PATTERN Cited by 1 source
Lifetime-aware rescheduling¶
After initial placement, continue tracking the workload's lifetime distribution and move the workload when the current placement becomes inefficient relative to the updated picture. Named LARS (Lifetime-Aware Rescheduling) in Google Research's 2025-10-17 LAVA post — the rescheduling-layer sibling of the NILAS scoring / LAVA allocation layers in the same algorithmic family (Source: sources/2025-10-17-google-solving-virtual-machine-puzzles-lava).
Intent¶
Traditional schedulers place a workload once and hold the placement until the workload exits. That's fine when the scheduler had full information at placement time. When the scheduler's view is imperfect — e.g. lifetimes were unknown, as in VM allocation — the initial placement can become suboptimal as the world reveals itself. Lifetime-aware rescheduling closes the loop: observed-trajectory evidence updates the lifetime picture, and when the update is large enough, the scheduler migrates workloads to reclaim the efficiency the stale placement has lost.
Mechanism¶
- Continuous prediction.
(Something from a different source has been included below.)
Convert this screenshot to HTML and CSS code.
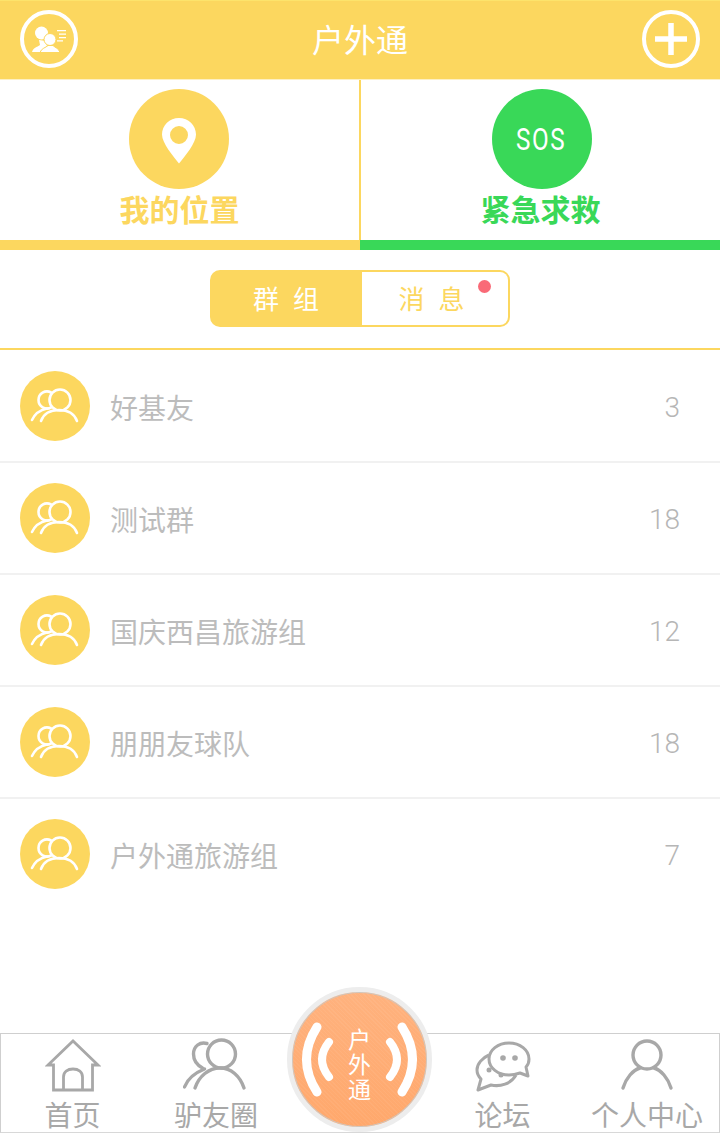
FILE: index.html
```html
<!DOCTYPE html>
<html lang="zh">
<head>
<meta charset="utf-8">
<title>户外通</title>
<link rel="stylesheet" href="styles.css">
</head>
<body>
<svg class="defs" width="0" height="0" aria-hidden="true">
  <symbol id="group" viewBox="0 0 70 70">
    <g fill="none" stroke="#fff" stroke-width="2.6" stroke-linecap="round">
      <circle cx="40" cy="29" r="10.5"/>
      <path d="M31 21.500A8.500 8.500 0 1 0 31 36.500"/>
      <path d="M12 49c2.500-5.500 8-10 15-11.500"/>
      <path d="M21 50c2.500-7 9-11 18-11s15.500 4 18 11"/>
    </g>
  </symbol>
</svg>
<div class="app">
  <header class="topbar">
    <div class="round-btn">
      <svg class="top-icon" viewBox="0 0 58 58">
        <g fill="#fff">
          <circle cx="21.500" cy="23" r="6.500"/>
          <path d="M12 42c1-4 5-5 8-7l-1-5 7 1 2 11z"/>
          <circle cx="30" cy="29.500" r="6" stroke="#FCD75F" stroke-width="1"/>
          <path d="M20 42.500c1-4 6-5 8-7h5c2 2 6 3 7 7z" stroke="#FCD75F" stroke-width="1"/>
          <path d="M37 20h9v1.300h-9zM39 23.500h7v1.300h-7zM39 27h7v1.300h-7zM37 30.300h6v1.300h-6z"/>
        </g>
      </svg>
    </div>
    <h1 class="title">户外通</h1>
    <div class="round-btn">
      <svg class="top-icon" viewBox="0 0 58 58"><path d="M13 29h32M29 13v32" stroke="#fff" stroke-width="5.500" fill="none"/></svg>
    </div>
  </header>

  <section class="actions">
    <div class="action action-yellow">
      <div class="action-main">
        <div class="disc">
          <svg class="pin" viewBox="0 0 34 46"><path fill="#fff" fill-rule="evenodd" d="M17 0C7.600 0 0 7.300 0 16.500 0 25 11 38 17 45.500 23 38 34 25 34 16.500 34 7.300 26.400 0 17 0zm0 8a9 9 0 1 1 0 18 9 9 0 0 1 0-18z"/></svg>
        </div>
        <div class="action-label">我的位置</div>
      </div>
    </div>
    <div class="action action-green">
      <div class="action-main">
        <div class="disc"><span class="sos">SOS</span></div>
        <div class="action-label">紧急求救</div>
      </div>
    </div>
  </section>

  <div class="tabs-wrap">
    <div class="tabs">
      <div class="tab tab-on">群 组</div>
      <div class="tab tab-off">消 息<span class="dot"></span></div>
    </div>
  </div>

  <ul class="groups">
    <li class="group"><span class="avatar"><svg class="avatar-icon"><use href="#group"/></svg></span><span class="name">好基友</span><span class="count">3</span></li>
    <li class="group"><span class="avatar"><svg class="avatar-icon"><use href="#group"/></svg></span><span class="name">测试群</span><span class="count">18</span></li>
    <li class="group"><span class="avatar"><svg class="avatar-icon"><use href="#group"/></svg></span><span class="name">国庆西昌旅游组</span><span class="count">12</span></li>
    <li class="group"><span class="avatar"><svg class="avatar-icon"><use href="#group"/></svg></span><span class="name">朋朋友球队</span><span class="count">18</span></li>
    <li class="group"><span class="avatar"><svg class="avatar-icon"><use href="#group"/></svg></span><span class="name">户外通旅游组</span><span class="count">7</span></li>
  </ul>

  <nav class="tabbar">
    <div class="nav-item nav-home">
      <svg class="nav-icon" viewBox="0 -1 56 56"><g fill="none" stroke="#a8a8a8" stroke-width="2.800"><path d="M8.500 51V26H3L28 2l25 24h-5.500v25z"/><path d="M18.500 51V38c0-5 4-8 9.500-8s9.500 3 9.500 8v13"/></g></svg>
      <span class="nav-label">首页</span>
    </div>
    <div class="nav-item nav-friends">
      <svg class="nav-icon" viewBox="0 -1 66 56"><g fill="none" stroke="#a8a8a8" stroke-width="3.400" stroke-linecap="round"><circle cx="38.500" cy="15" r="14"/><path d="M24 4.500C17 2.500 10.500 7 10.500 15c0 6 3.500 11 9 14"/><path d="M1.500 48c3-8 10-14 20-18"/><path d="M12 49c4-12 14-20 25-20s20 8 24 20"/></g></svg>
      <span class="nav-label">驴友圈</span>
    </div>
    <div class="nav-spacer"></div>
    <div class="nav-item nav-forum">
      <svg class="nav-icon" viewBox="0 -2 56 56"><g fill="none" stroke="#a8a8a8" stroke-width="3" stroke-linejoin="round"><path d="M34 3c-11 0-20 7-20 16 0 9 9 16 20 16 4 0 8-1 11-2l8 3-2-9c2-2 3-5 3-8 0-9-9-16-20-16z"/><path d="M14 15C7 18 2 24 2 30c0 4 2 7 4 9l-3 11 13-5c9 2 20-1 25-10"/></g><g fill="#a8a8a8"><circle cx="28" cy="18" r="2.800"/><circle cx="40" cy="18" r="2.800"/><circle cx="14" cy="30" r="2.500"/><circle cx="26" cy="35" r="2.500"/></g></svg>
      <span class="nav-label">论坛</span>
    </div>
    <div class="nav-item nav-me">
      <svg class="nav-icon" viewBox="0 0 56 56"><g fill="none" stroke="#a8a8a8" stroke-width="3.400" stroke-linecap="round"><circle cx="28" cy="17" r="14"/><path d="M4 50c3-10 10-18 17-20M52 50c-3-10-10-18-17-20"/></g></svg>
      <span class="nav-label">个人中心</span>
    </div>
    <div class="hub">
      <svg class="waves" viewBox="0 0 135 135"><g fill="none" stroke="#fff" stroke-linecap="round"><path d="M25 35Q4 67.500 25 100" stroke-width="9"/><path d="M37 50Q23 67.500 37 85" stroke-width="8"/><path d="M110 35Q131 67.500 110 100" stroke-width="9"/><path d="M98 50Q112 67.500 98 85" stroke-width="8"/></g></svg>
      <span class="hub-text">户<br>外<br>通</span>
    </div>
  </nav>
</div>
</body>
</html>
```
FILE: styles.css
```css
* { box-sizing: border-box; }
html, body { margin: 0; padding: 0; }
body {
  background: #fff;
  font-family: "Noto Sans CJK SC", "Noto Sans", sans-serif;
}
.defs { display: block; height: 0; }
.app {
  width: 720px;
  height: 1133px;
  display: flex;
  flex-direction: column;
  overflow: hidden;
}
.topbar {
  height: 80px;
  flex: none;
  background: #FCD75F;
  border-top: 1px solid #FDE36B;
  border-bottom: 1px solid #FDF0C4;
  padding: 0 20px 2px;
  display: flex;
  align-items: center;
  justify-content: space-between;
}
.title {
  margin: -2px 0 0;
  font-size: 32px;
  line-height: 40px;
  font-weight: 400;
  color: #fff;
}
.round-btn {
  width: 58px;
  height: 58px;
  border: 4px solid #fff;
  border-radius: 50%;
  display: flex;
  align-items: center;
  justify-content: center;
}
.top-icon { width: 58px; height: 58px; flex: none; }

.actions { display: flex; height: 170px; flex: none; }
.action {
  width: 360px;
  display: flex;
  flex-direction: column;
  border-bottom: 10px solid;
}
.action-yellow { border-color: #FCD75F; color: #FCD75F; }
.action-green { border-color: #39D858; color: #39D858; }
.action-main {
  height: 160px;
  padding-top: 9px;
  display: flex;
  flex-direction: column;
  align-items: center;
}
.action-yellow .action-main { border-right: 1px solid #FCD75F; }
.action-green .action-main { border-left: 1px solid #FCD75F; }
.disc {
  width: 100px;
  height: 100px;
  border-radius: 50%;
  background: currentColor;
  display: flex;
  align-items: center;
  justify-content: center;
}
.action-yellow .disc { margin-right: 2px; }
.action-green .disc { margin-left: 2px; }
.pin { width: 34px; height: 46px; margin-top: 4px; }
.sos {
  font-family: Roboto, sans-serif;
  font-size: 31px;
  letter-spacing: 2px;
  color: #fff;
  line-height: 31px;
  transform: scaleX(.78);
}
.action-label {
  font-size: 30px;
  line-height: 42px;
  font-weight: 700;
  margin-top: -2px;
}

.tabs-wrap {
  height: 100px;
  flex: none;
  padding-top: 20px;
  border-bottom: 2px solid #FCD75F;
  display: flex;
  justify-content: center;
  align-items: flex-start;
}
.tabs { display: flex; width: 300px; height: 57px; }
.tab {
  width: 150px;
  height: 57px;
  display: flex;
  align-items: center;
  justify-content: center;
  font-size: 26px;
  letter-spacing: 4px;
  padding-bottom: 3px;
  position: relative;
}
.tab-on {
  width: 152px;
  padding-left: 4px;
  background: #FCD75F;
  color: #fff;
  border-radius: 10px 0 0 10px;
}
.tab-off {
  width: 148px;
  padding-right: 3px;
  color: #FCD75F;
  border: 2px solid #FCD75F;
  border-left: 0;
  border-radius: 0 10px 10px 0;
}
.dot {
  position: absolute;
  top: 8px;
  right: 17px;
  width: 13px;
  height: 13px;
  border-radius: 50%;
  background: #F96A77;
}

.groups { list-style: none; margin: 0; padding: 1px 0 0; flex: 1; }
.group {
  height: 112px;
  padding: 0 40px 0 20px;
  display: flex;
  align-items: center;
  border-bottom: 2px solid #F1F1F1;
}
.group:last-child { border-bottom-color: transparent; }
.avatar {
  width: 70px;
  height: 70px;
  border-radius: 50%;
  background: #FCD75F;
  flex: none;
}
.avatar-icon { display: block; width: 70px; height: 70px; }
.name {
  margin: 2px 0 0 20px;
  flex: 1;
  font-size: 28px;
  color: #BCBCBC;
}
.count {
  margin-top: 2px;
  font-family: Roboto, sans-serif;
  font-weight: 300;
  font-size: 28px;
  color: #B6B6B6;
}

.tabbar {
  height: 100px;
  flex: none;
  border: 1px solid #CFCFCF;
  border-bottom-color: #D8D8D8;
  display: flex;
  position: relative;
}
.nav-item {
  display: flex;
  flex-direction: column;
  align-items: center;
  padding-top: 4px;
}
.nav-spacer { flex: 1; }
.nav-icon { width: 56px; height: 56px; flex: none; }
.nav-friends .nav-icon { width: 66px; }
.nav-label {
  font-size: 28px;
  line-height: 40px;
  color: #A8A8A8;
  white-space: nowrap;
}
.nav-home { width: 143px; }
.nav-friends { width: 144px; }
.nav-forum { width: 145px; }
.nav-me { width: 144px; }
.hub {
  position: absolute;
  left: 286px;
  top: -47px;
  width: 145px;
  height: 145px;
  border-radius: 50%;
  background:
    repeating-linear-gradient(45deg, rgba(255,255,255,.05) 0 1px, transparent 1px 3px),
    linear-gradient(#FFB27E, #FFA86C);
  border: 5px solid #EDEDED;
  box-shadow: inset 0 0 0 1px #CFC6BE;
  display: flex;
  align-items: center;
  justify-content: center;
}
.waves { position: absolute; left: 0; top: 0; width: 135px; height: 135px; }
.hub-text {
  position: relative;
  font-size: 23px;
  line-height: 25px;
  color: #fff;
  text-align: center;
  margin-top: 8px;
}
```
A continuously repredicted lifetime distribution per workload, refreshing as the workload continues to run.
- Rebalance-worth test. Compare the current placement efficiency (under the updated prediction) against the best alternative placement. The test includes the migration cost — it's only worth moving a workload if the rebalance's expected benefit, over the workload's expected remaining lifetime, exceeds the migration cost plus the risk the updated prediction is wrong.
- Migrate / restart / evict. Execute the move using whichever mechanism the substrate supports: live migration (preferred, low disruption), suspend-and-resume, or restart-in-place.
- Update cluster state; re-enter the loop. The new placement is just another placement — it's subject to the same continuous-prediction + rebalance-worth-test loop if the picture changes again.
Why it's structurally different from first-fit rescheduling¶
Classic schedulers include rescheduling (bin-packing compaction, defragmentation) but trigger it from state ("this host is too empty, coalesce"), not from prediction update ("our estimate of this VM's remaining lifetime just changed"). Lifetime-aware rescheduling is prediction-triggered — the signal is a shift in the predicted distribution, not a directly-observed utilisation metric.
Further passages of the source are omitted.